■ **GIVEN TASK**: Gather up every line that includes the string "React".

■ **PROVIDED ENTRIES**:
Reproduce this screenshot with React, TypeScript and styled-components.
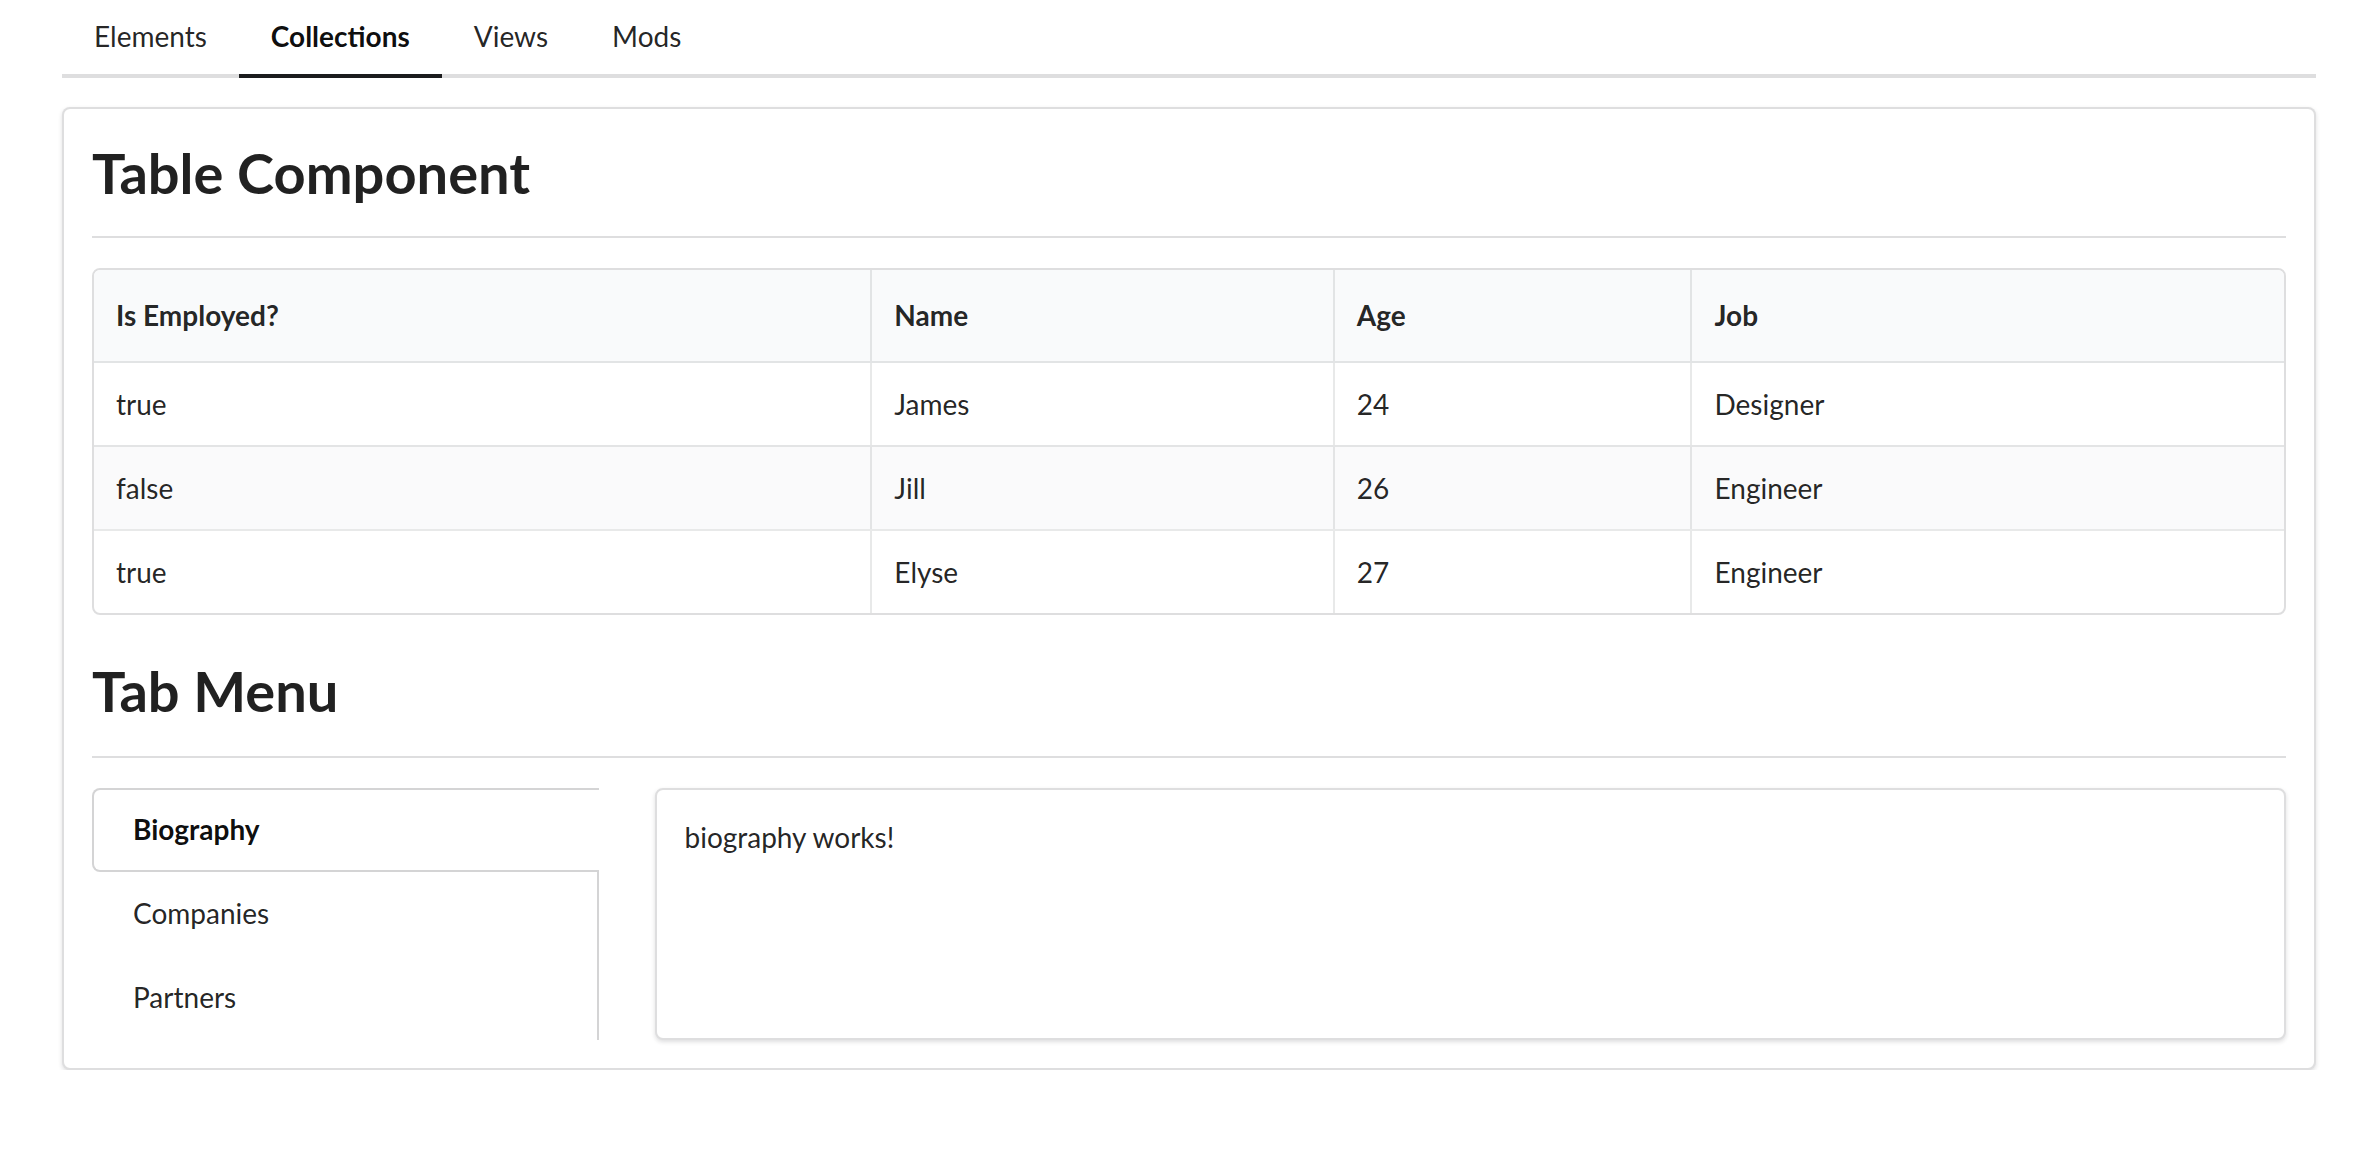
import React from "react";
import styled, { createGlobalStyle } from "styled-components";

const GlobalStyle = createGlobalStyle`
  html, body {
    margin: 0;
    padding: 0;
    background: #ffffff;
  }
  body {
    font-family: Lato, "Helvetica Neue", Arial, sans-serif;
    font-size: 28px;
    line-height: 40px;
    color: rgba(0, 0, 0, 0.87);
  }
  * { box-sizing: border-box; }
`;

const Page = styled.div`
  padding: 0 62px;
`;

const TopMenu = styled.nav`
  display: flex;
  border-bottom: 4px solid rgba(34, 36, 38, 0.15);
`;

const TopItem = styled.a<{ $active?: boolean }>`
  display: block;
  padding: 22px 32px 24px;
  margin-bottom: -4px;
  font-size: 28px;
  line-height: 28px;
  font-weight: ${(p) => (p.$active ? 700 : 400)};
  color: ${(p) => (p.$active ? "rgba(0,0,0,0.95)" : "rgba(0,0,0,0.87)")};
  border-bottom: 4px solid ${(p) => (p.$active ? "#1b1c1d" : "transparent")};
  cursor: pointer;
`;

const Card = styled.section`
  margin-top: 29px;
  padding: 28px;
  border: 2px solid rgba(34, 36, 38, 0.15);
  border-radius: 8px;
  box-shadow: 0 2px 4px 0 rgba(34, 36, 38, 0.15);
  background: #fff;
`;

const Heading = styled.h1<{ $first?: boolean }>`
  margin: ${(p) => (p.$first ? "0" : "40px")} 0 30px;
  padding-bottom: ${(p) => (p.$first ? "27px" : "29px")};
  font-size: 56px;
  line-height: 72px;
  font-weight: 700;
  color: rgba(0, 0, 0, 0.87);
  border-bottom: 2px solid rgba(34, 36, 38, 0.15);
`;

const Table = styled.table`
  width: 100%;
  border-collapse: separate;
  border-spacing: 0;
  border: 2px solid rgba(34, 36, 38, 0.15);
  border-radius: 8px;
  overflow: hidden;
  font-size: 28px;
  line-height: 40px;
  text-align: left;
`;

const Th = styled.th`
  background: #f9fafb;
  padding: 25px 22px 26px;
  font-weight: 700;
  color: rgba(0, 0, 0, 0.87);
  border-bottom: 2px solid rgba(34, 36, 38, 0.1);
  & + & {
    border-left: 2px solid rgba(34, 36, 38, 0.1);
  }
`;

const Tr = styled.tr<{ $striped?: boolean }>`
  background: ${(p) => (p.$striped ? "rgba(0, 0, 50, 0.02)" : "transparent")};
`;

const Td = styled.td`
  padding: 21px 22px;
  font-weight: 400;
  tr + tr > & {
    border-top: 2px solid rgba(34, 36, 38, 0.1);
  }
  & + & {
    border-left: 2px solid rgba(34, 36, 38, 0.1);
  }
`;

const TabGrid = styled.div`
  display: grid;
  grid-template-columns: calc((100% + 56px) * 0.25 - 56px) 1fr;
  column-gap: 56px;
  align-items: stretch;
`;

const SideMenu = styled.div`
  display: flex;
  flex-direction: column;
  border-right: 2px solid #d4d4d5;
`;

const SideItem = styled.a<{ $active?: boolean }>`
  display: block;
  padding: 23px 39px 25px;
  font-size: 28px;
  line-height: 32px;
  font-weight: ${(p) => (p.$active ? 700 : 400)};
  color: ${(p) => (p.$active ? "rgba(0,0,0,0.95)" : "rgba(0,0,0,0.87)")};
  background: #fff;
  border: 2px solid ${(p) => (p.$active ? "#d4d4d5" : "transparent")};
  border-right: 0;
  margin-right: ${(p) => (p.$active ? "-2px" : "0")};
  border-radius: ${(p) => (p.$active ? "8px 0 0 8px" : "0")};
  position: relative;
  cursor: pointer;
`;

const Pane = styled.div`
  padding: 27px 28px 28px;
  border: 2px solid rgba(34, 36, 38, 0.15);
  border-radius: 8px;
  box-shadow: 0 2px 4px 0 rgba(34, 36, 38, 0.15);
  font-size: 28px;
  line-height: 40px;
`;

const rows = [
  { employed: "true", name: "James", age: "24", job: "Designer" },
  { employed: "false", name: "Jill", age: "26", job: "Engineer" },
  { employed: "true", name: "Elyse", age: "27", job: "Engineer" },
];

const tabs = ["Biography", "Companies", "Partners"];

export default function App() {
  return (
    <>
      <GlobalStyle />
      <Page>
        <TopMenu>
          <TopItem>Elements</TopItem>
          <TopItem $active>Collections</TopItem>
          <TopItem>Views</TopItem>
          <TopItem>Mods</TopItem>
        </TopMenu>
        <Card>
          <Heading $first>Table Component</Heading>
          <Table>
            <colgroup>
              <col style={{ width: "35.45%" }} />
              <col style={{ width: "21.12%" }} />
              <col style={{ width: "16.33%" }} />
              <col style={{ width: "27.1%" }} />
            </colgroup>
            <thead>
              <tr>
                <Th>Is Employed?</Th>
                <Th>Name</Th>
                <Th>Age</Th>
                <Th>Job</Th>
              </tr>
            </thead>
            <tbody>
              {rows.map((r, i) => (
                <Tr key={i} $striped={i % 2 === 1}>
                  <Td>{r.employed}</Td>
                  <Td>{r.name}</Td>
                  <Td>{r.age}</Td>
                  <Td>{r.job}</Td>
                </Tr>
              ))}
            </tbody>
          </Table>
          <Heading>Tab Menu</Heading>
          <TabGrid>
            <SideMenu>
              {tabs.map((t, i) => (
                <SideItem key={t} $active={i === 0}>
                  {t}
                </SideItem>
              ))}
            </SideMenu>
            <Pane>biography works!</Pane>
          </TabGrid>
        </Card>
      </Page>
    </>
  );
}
==
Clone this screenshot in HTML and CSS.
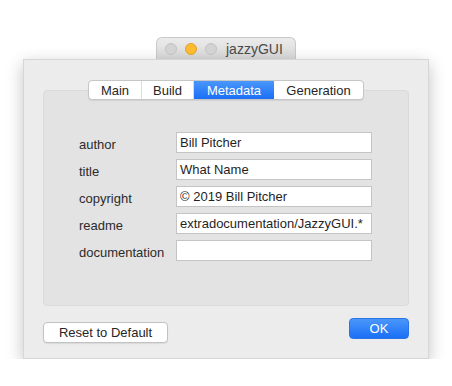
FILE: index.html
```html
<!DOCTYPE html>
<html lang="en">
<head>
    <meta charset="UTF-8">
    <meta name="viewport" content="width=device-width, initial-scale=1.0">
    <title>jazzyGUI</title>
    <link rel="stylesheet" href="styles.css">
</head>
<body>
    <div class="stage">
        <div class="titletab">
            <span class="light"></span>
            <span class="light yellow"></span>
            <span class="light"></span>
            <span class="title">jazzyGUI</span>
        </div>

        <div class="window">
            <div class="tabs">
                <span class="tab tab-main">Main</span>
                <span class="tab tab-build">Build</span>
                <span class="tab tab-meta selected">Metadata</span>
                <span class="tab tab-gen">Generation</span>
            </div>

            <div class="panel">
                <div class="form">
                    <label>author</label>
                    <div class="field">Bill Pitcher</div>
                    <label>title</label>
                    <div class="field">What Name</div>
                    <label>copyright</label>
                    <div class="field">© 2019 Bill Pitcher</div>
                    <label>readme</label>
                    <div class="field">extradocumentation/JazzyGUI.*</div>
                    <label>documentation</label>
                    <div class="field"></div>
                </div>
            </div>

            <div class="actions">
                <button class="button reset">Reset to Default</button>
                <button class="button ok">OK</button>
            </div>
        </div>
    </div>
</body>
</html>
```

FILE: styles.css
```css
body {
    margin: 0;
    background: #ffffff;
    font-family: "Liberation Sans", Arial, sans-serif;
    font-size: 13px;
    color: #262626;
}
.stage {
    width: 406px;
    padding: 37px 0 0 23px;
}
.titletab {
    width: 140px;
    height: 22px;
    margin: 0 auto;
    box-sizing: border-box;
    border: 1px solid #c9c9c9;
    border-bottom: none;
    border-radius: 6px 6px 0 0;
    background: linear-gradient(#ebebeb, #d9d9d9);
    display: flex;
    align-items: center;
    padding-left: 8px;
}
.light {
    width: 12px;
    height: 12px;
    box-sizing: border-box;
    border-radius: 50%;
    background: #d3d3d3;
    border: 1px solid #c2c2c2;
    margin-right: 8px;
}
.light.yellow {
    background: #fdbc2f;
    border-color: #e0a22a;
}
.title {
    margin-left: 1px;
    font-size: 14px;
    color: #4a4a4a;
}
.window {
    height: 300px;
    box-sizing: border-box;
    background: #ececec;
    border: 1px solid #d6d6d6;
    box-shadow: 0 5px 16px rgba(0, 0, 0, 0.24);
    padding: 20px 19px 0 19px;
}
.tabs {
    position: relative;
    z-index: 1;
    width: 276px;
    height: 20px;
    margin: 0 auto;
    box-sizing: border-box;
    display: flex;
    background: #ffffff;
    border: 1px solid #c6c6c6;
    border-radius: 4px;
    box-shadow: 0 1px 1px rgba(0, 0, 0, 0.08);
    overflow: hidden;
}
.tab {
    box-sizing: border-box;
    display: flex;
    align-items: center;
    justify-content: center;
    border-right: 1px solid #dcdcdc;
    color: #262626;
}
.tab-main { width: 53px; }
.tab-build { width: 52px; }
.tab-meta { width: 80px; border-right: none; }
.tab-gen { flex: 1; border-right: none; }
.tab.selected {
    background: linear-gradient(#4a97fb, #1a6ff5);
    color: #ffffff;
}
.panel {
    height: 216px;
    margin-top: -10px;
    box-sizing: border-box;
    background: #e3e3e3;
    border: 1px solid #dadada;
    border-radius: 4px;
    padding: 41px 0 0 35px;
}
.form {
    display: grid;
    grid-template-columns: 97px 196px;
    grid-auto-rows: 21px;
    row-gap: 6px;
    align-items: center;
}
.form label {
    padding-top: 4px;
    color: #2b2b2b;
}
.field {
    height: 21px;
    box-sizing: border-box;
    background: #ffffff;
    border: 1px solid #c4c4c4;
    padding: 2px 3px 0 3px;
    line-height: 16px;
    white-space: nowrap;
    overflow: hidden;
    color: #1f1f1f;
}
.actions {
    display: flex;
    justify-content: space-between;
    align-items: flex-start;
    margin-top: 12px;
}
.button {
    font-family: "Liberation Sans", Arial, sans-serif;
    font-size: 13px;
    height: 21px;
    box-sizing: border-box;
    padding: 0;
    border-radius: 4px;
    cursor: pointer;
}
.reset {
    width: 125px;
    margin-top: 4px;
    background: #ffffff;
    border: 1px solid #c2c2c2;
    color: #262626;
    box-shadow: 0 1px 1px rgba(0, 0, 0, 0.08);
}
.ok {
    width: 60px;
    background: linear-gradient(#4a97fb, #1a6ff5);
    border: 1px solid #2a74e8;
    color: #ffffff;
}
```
---
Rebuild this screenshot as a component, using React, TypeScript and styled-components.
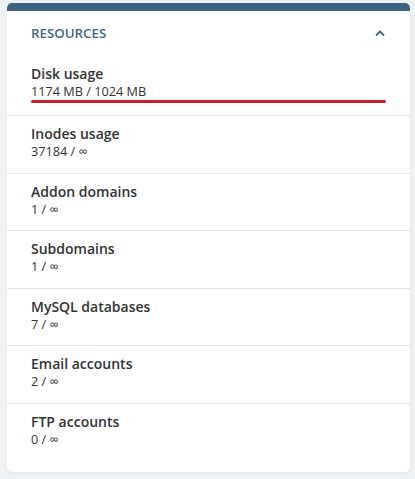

■ **PROBLEM SOLUTION**:
Reproduce this screenshot with React, TypeScript and styled-components.
import React from "react";
Rebuild this screenshot as a component, using React, TypeScript and styled-components.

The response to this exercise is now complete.